Collected data —
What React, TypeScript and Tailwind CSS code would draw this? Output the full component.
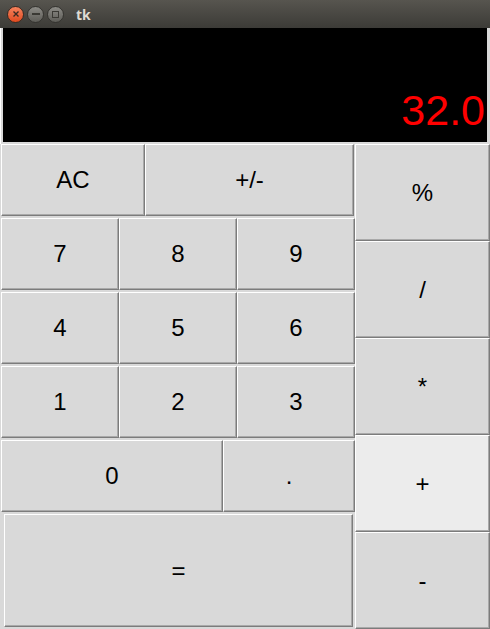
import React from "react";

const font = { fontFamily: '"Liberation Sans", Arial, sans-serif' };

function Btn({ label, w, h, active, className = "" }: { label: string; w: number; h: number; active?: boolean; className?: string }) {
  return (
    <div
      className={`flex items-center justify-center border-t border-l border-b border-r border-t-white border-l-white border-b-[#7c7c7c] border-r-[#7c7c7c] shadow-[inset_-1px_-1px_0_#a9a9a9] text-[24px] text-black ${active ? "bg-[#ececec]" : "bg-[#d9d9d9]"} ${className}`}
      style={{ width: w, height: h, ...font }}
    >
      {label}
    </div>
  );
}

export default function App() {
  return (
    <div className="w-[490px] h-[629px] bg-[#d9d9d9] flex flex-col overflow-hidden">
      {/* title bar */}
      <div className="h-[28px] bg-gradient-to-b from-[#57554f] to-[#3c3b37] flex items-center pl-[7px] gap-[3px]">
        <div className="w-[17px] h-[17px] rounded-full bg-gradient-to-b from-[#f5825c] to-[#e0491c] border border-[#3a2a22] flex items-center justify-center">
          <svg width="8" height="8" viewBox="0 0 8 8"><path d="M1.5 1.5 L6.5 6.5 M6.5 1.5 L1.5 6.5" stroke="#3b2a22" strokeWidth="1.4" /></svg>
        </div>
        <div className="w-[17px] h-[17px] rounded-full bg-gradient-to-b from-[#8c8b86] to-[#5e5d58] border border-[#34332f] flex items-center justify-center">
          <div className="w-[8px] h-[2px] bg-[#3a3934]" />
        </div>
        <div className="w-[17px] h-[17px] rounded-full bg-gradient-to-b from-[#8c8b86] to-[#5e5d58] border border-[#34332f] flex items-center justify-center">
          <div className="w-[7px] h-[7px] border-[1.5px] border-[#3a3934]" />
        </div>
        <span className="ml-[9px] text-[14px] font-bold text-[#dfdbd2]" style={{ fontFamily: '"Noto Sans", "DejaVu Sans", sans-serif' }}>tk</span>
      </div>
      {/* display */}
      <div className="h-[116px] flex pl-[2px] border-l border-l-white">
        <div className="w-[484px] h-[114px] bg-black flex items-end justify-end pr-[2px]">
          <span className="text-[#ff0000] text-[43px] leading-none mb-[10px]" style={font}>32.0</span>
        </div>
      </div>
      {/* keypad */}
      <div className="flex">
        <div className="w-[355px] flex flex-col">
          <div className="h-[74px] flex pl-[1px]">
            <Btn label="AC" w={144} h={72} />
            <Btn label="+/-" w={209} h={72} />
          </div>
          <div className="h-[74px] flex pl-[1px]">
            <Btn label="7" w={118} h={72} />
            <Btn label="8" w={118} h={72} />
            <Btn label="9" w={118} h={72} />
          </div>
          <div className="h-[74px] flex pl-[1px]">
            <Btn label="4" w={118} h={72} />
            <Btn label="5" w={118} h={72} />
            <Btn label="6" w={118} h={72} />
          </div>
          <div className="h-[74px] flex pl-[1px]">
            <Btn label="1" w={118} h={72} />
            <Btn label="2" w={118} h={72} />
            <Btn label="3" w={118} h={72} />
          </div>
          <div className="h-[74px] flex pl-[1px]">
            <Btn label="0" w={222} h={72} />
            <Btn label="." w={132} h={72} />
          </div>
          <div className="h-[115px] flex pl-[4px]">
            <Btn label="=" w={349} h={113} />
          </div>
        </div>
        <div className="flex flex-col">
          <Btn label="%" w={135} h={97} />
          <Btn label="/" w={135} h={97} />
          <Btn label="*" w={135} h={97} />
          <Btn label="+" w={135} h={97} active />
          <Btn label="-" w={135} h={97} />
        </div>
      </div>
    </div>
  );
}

To be done — Copy each line containing the word "React" from the data.

Solution —
What React, TypeScript and Tailwind CSS code would draw this? Output the full component.
import React from "react";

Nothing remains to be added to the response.